Information lands harder when it’s tied to consequence.

If a rule matters, show what happens when someone breaks it.

Scale Without Losing Focus

The film jumps from prison survival to planetary invasion to cosmic prophecy.

That kind of scale usually collapses under its own weight.

But here’s why it works: Everything is still anchored to Riddick’s perspective.

Even when the stakes become galactic, the story stays grounded in:

  •  Physical survival 
  •  Immediate threats 
  •  Clear objectives 

This is a key structural takeaway: You can go big, as long as the character’s experience stays small and tangible.

Readers don’t connect to galaxies. They connect to pressure, danger, and choice in the moment.

Why People Keep Coming Back to It

The Chronicles of Riddick didn’t follow the safe path. It expanded instead of repeating. It got weirder, bigger, more mythological.

And that’s exactly why it stuck.

People respond to:

  • Worlds that feel dangerous and lived-in
  • Characters who don’t apologize for what they are
  • Stories that trust the audience to keep up

It’s not polished in the way modern franchise films are. It’s rough in places. Uneven. But that roughness gives it texture.

It feels like a world that wasn’t designed for you.

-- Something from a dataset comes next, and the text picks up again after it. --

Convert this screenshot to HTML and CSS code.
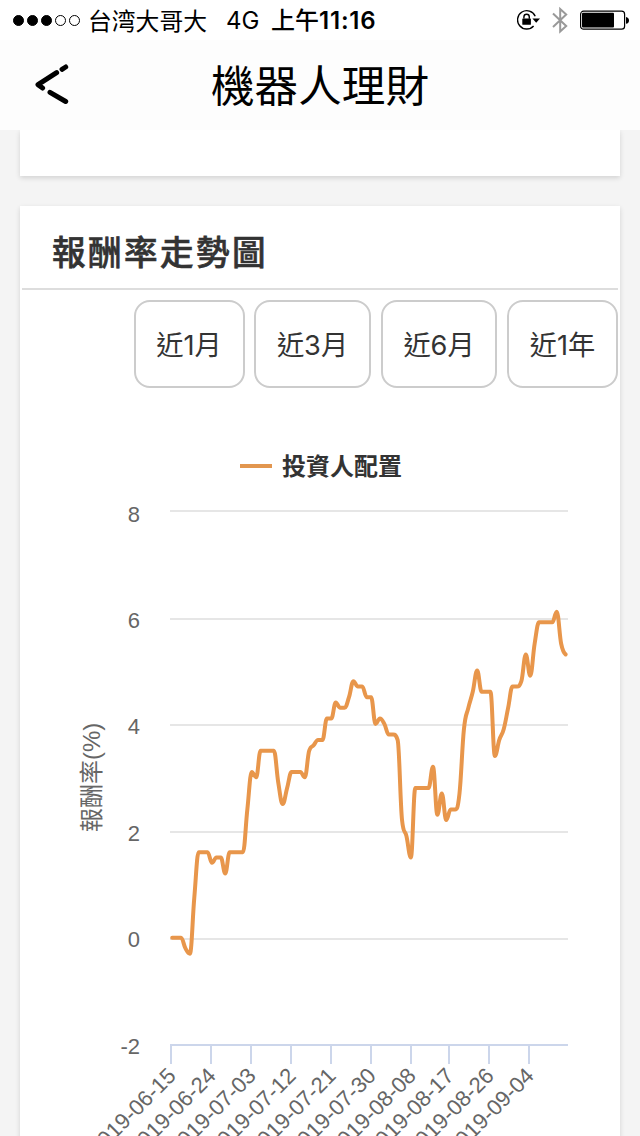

You’re just surviving inside it.

What Writers Should Take From It

If you’re writing science fiction or thrillers, there’s a lot here worth stealing:

  •  Build worlds that extend beyond the page 
  •  Let characters reveal the rules through action 
  •  Design villains as systems, not just individuals 
  •  Don’t over explain, create pressure and let readers infer 
  •  Decide whether your protagonist changes or changes everything around them 

Most importantly: Trust the audience.

Because when a story respects their intelligence, they lean in harder. They engage. They remember.

That’s what The Chronicles of Riddick does.

And that’s why, more than twenty years later, people still hit play.